## BEGIN
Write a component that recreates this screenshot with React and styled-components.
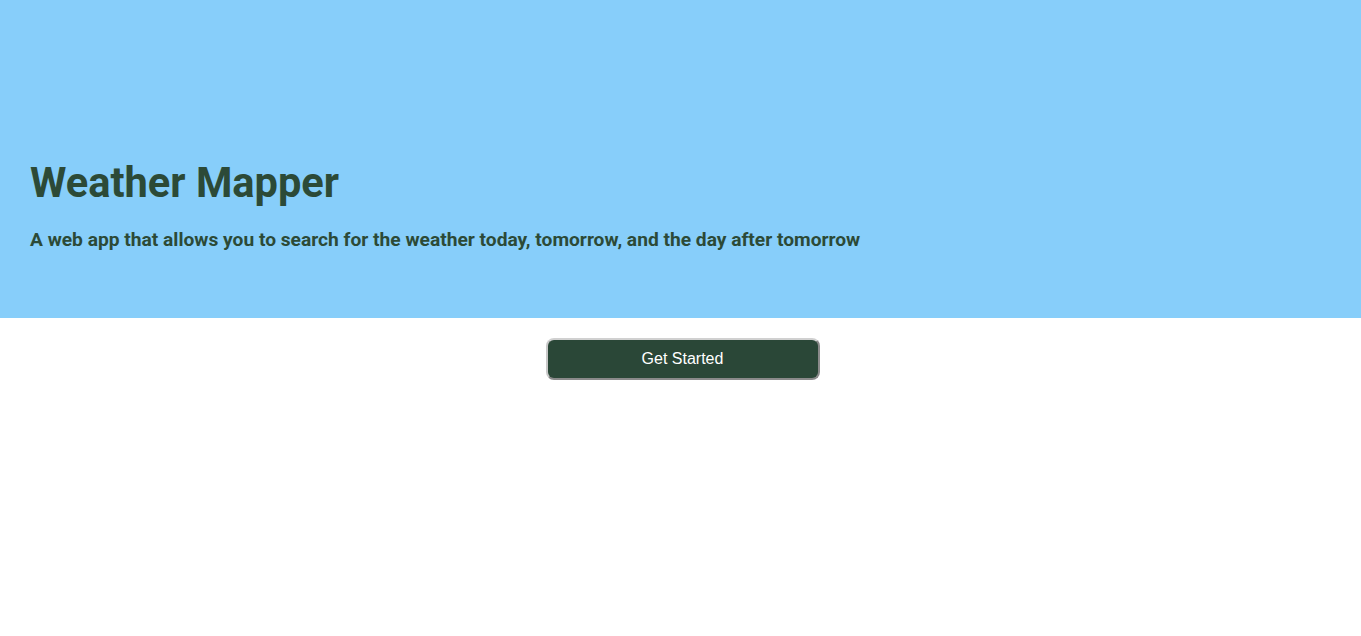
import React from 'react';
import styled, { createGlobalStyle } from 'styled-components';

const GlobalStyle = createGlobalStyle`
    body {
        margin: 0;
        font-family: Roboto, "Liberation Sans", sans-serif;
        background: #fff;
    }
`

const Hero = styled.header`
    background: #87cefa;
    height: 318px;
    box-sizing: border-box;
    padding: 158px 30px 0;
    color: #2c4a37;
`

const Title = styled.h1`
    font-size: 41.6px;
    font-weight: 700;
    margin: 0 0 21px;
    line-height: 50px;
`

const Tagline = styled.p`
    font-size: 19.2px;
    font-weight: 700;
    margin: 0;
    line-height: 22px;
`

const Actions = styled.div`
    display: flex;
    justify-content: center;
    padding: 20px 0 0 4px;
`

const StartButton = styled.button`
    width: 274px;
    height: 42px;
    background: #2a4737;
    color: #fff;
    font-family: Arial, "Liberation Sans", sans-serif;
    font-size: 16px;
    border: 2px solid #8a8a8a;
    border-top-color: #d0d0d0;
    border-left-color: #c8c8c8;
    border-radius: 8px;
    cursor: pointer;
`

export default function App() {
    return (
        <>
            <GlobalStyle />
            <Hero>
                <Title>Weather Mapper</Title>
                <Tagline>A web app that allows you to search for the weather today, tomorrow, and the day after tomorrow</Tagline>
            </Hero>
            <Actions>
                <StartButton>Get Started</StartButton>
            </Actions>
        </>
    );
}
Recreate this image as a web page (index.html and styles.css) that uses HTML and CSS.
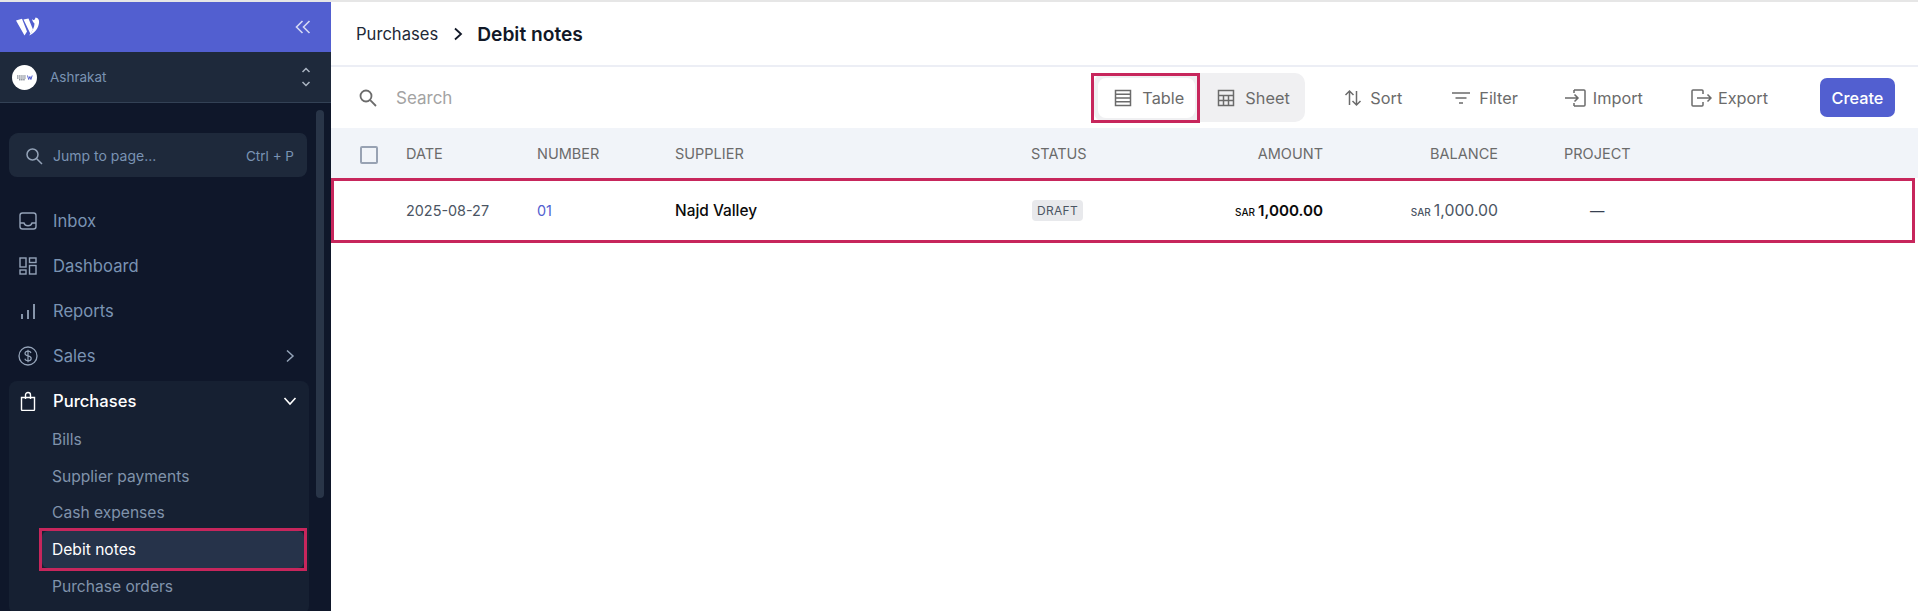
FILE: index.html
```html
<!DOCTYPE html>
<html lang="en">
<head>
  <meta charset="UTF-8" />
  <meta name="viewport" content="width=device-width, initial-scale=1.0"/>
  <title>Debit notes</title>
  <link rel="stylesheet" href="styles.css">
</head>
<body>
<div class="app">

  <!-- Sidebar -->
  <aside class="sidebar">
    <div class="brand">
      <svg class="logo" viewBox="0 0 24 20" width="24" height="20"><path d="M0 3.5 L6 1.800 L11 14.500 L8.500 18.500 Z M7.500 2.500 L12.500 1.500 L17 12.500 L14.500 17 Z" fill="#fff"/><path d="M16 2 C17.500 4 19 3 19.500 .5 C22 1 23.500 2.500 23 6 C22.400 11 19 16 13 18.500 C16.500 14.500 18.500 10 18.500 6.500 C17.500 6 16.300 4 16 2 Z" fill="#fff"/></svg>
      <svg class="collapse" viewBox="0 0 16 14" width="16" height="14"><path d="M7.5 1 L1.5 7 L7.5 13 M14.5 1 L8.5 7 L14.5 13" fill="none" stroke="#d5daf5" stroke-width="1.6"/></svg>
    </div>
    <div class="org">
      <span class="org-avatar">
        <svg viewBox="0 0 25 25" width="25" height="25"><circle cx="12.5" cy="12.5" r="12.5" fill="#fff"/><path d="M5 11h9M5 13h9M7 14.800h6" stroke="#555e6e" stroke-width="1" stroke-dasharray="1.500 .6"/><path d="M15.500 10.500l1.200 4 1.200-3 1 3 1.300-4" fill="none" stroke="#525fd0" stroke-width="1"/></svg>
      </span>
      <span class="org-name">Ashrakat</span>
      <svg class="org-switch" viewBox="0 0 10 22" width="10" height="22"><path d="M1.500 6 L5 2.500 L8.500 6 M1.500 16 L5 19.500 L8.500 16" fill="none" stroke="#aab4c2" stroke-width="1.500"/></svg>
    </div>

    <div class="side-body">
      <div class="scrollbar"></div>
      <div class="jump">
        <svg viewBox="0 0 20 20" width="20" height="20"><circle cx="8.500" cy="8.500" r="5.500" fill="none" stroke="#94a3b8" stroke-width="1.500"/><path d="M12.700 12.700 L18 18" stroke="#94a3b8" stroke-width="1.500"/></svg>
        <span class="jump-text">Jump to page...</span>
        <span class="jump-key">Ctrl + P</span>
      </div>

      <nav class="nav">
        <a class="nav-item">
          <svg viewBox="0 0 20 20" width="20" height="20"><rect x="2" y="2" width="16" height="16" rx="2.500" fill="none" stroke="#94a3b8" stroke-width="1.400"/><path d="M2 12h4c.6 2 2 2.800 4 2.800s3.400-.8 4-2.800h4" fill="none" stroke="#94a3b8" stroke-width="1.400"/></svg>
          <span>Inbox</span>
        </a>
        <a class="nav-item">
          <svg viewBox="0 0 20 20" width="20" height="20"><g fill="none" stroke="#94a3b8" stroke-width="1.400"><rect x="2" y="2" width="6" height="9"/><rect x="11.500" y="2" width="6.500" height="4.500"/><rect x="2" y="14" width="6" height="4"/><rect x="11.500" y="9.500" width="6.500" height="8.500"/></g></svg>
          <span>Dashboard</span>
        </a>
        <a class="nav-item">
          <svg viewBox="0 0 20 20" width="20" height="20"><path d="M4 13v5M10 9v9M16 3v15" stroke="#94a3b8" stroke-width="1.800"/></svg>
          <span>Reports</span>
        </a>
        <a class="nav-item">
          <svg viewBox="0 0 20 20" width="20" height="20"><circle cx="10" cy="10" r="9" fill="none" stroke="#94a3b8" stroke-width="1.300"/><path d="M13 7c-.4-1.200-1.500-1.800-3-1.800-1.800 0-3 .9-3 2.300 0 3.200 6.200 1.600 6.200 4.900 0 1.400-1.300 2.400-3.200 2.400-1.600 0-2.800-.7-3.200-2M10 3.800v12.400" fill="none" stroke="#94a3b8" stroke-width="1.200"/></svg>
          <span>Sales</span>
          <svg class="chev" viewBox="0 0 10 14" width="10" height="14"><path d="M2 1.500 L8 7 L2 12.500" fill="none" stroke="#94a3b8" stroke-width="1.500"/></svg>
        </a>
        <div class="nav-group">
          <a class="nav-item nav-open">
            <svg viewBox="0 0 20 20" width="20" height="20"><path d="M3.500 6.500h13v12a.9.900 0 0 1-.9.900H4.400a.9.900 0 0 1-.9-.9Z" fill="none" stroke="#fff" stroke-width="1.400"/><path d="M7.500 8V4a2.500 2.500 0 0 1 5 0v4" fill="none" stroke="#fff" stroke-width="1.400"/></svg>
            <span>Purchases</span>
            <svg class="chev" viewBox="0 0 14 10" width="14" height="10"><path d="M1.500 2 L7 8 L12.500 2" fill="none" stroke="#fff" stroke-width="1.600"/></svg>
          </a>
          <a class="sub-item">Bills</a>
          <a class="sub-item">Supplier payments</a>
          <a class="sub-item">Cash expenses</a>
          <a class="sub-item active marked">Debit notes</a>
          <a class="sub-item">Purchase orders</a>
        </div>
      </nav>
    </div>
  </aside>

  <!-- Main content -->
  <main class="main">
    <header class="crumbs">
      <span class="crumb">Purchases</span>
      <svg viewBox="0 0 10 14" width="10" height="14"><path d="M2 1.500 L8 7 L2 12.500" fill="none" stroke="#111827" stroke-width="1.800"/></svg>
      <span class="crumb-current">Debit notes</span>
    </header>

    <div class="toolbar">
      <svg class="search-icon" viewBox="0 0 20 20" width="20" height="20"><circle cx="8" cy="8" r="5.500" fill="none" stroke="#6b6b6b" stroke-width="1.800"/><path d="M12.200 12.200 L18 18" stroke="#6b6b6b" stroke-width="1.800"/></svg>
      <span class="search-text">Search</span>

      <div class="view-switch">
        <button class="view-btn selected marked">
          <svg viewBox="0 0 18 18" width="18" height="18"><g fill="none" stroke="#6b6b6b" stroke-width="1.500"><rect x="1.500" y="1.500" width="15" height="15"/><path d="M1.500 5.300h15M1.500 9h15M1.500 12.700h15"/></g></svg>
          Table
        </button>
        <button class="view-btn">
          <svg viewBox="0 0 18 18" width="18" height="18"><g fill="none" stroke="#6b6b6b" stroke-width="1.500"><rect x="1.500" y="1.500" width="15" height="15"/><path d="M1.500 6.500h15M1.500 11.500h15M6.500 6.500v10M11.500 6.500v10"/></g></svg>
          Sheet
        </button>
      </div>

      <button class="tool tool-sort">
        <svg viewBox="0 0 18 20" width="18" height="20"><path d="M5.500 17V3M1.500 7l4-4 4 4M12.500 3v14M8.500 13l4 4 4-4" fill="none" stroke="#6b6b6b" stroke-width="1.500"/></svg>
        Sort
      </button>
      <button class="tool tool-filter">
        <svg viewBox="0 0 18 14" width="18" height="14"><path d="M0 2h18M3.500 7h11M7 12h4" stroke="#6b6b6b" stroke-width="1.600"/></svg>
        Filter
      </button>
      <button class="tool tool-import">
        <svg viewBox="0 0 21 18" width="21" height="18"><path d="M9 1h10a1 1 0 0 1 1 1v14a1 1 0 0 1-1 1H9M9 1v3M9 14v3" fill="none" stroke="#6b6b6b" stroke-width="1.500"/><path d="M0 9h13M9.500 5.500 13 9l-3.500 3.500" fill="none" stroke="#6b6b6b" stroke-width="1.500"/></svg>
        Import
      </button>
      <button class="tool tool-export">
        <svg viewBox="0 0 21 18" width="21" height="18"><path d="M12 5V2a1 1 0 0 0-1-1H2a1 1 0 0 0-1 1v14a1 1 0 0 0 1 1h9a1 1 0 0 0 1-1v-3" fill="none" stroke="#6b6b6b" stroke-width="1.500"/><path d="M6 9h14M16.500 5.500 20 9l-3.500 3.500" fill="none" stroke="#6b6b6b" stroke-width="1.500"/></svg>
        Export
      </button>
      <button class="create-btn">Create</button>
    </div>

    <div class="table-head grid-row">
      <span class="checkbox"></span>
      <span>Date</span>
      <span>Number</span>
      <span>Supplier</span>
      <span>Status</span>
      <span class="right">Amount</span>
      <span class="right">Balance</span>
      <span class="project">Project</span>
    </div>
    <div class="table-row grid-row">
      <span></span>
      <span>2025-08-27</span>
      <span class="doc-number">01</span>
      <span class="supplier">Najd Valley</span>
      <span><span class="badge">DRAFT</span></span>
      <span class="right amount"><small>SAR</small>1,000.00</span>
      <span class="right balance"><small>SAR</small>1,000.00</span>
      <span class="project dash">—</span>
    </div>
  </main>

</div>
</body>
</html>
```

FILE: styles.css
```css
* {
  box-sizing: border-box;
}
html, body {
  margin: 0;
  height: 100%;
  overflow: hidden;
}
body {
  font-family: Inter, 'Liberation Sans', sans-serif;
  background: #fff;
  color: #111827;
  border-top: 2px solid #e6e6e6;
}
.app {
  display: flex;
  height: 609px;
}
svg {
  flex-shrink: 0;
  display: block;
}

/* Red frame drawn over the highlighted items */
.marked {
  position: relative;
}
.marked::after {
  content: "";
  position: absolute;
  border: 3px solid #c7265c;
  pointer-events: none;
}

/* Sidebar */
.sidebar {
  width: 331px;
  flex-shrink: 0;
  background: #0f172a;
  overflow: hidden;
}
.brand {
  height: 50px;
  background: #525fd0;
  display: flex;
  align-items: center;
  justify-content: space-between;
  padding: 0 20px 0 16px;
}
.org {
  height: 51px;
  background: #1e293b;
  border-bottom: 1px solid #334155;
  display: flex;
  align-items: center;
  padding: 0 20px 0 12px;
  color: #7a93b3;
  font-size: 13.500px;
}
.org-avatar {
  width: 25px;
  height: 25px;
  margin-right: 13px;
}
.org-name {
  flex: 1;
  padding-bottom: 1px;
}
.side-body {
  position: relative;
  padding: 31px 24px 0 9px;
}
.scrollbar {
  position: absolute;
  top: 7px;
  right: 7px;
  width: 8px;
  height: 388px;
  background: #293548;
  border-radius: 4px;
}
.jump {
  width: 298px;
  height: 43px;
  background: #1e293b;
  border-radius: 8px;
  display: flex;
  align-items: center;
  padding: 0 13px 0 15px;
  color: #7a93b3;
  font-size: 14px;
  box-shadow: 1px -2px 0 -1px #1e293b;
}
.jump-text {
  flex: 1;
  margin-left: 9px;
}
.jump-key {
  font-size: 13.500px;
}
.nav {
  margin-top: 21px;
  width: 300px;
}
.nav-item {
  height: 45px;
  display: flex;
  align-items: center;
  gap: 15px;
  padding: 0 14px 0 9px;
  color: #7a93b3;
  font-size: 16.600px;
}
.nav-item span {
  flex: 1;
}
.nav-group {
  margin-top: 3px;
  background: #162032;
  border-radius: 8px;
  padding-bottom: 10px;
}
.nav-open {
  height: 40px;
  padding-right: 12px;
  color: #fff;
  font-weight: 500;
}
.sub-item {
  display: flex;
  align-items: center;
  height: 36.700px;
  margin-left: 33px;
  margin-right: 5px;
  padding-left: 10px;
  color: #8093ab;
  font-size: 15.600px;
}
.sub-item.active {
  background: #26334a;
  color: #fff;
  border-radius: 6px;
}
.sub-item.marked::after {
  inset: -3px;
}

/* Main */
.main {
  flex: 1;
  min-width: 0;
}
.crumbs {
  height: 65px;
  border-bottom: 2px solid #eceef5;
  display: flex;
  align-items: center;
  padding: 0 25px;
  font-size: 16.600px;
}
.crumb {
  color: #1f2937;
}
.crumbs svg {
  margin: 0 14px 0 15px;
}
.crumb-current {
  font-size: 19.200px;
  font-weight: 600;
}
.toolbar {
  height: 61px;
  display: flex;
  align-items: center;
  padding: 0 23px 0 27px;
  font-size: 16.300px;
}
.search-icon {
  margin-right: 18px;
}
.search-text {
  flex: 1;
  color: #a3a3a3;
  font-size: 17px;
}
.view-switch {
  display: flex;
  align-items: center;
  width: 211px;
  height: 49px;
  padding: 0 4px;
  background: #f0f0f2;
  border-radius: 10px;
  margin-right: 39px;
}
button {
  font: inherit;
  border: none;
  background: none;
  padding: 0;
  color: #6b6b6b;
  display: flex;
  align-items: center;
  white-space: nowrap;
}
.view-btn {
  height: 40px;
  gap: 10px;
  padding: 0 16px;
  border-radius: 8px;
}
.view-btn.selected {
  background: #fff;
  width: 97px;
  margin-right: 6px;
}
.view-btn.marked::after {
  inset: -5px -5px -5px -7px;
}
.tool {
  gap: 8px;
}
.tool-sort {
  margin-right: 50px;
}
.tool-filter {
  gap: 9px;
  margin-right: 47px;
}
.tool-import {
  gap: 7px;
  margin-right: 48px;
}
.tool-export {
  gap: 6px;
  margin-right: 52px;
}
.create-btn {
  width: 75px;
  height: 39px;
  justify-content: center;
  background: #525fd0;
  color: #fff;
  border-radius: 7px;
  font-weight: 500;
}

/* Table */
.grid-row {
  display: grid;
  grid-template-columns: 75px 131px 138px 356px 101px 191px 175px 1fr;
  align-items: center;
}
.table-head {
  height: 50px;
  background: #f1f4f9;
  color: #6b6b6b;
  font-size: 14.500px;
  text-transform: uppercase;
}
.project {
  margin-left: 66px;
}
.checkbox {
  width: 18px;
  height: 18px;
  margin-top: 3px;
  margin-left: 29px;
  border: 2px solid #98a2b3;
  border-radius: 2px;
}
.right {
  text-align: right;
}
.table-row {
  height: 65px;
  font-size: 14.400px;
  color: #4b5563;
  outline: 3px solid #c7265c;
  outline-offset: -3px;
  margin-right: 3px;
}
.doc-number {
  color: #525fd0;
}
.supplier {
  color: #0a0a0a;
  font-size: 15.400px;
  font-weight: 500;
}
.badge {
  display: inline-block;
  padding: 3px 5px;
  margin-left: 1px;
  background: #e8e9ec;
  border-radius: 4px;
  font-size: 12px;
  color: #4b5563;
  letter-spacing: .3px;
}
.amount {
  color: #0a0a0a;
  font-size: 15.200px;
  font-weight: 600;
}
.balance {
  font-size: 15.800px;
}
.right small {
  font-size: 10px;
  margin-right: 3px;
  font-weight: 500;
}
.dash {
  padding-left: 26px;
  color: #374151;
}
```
## END
Description of the task: Gather each line that holds "this".

Complete response:
Write a component that recreates this screenshot with React and styled-components.
Recreate this image as a web page (index.html and styles.css) that uses HTML and CSS.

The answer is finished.